Although there was really not much out there to encourage them, investors were less boot-faced on Wednesday than they had been the previous day, at least with respect to their appetite for safe-haven currencies. Sterling (GBP) was unchanged on average, with the Norwegian krone 0.6% ahead in the lead.
The consumer price index data from Europe scuppered the argument that inflationary pressures are waning, which had been sparked by Tuesday’s “low” US CPI figures. That view was also supported by higher energy prices in Europe (EUR), a situation exacerbated in Britain (GBP) by a problem with the cable that brings French nuclear power across the Channel. High and rising electricity prices might arguably put pressure on the Bank of England (GBP) to tighten monetary policy. However, in the current climate the bank would be just as likely to keep policy relaxed, so as not to further compromise consumers’ spending power.
Although the British cabinet reshuffle (GBP) monopolised yesterday’s rolling news and this morning’s headlines, investors paid little attention. The Prime Minister and the Chancellor of the Exchequer - at least for now - remain in office, making an imminent dramatic change in fiscal policy unlikely.
Not looking for work
On the face of it, this morning‘s Australian employment data (AUD) looked silly. The participation rate fell and 145k jobs were lost in August, yet the rate of unemployment was also lower. Technical factors made the difference.
The people who lost their jobs did not all figure as “unemployed”. Because pandemic lockdowns make many jobs impossible to carry out at the moment, laid-off workers do not currently have to be actively looking for work in order to collect benefits. In New South Wales alone, it is reported that 210,000 people have left the labour market within as little as two months. The AUD was hurt by the news but still unchanged against the USD, EUR and CHF.
The other surprising data overnight, also from the antipodes, were the figures for NZ gross domestic product (NZD) in the second quarter.
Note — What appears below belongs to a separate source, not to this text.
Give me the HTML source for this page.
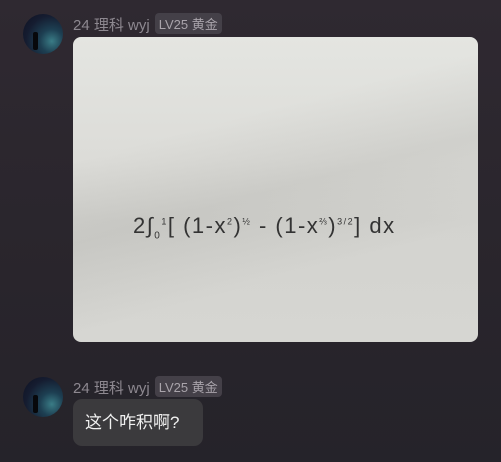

Quarter-on-quarter growth was a record 2.8% and the numbers gave the Reserve Bank of New Zealand another reason to consider higher interest rates. The NZD shared third place with the JPY.
The top-billing data in the coming two days are retail sales; for the United States (USD) today and Britain (GBP) tomorrow. Analysts do not hold out much hope for strong US numbers but they expect the UK results to be respectable.
Today’s agenda begins in Europe with the trade figures for Italy and the Eurozone (EUR). After lunch Canada (CAD) reports on housing starts, wholesale sales and cross-border investment flows, and ADP prints its employment change figure for August. In the United States (USD), as well as the retail sales data for August there will be weekly jobless claims and the Philadelphia Fed’s manufacturing survey. New Zealand’s manufacturing PMI (NZD) and Australian new home sales (AUD) appear tonight.
UK retail sales (GBP) provide the opening shot on Friday, and are followed before lunch by Eurozone (EUR) inflation and construction output. The only other important number tomorrow is the provisional Michigan index of consumer sentiment (USD).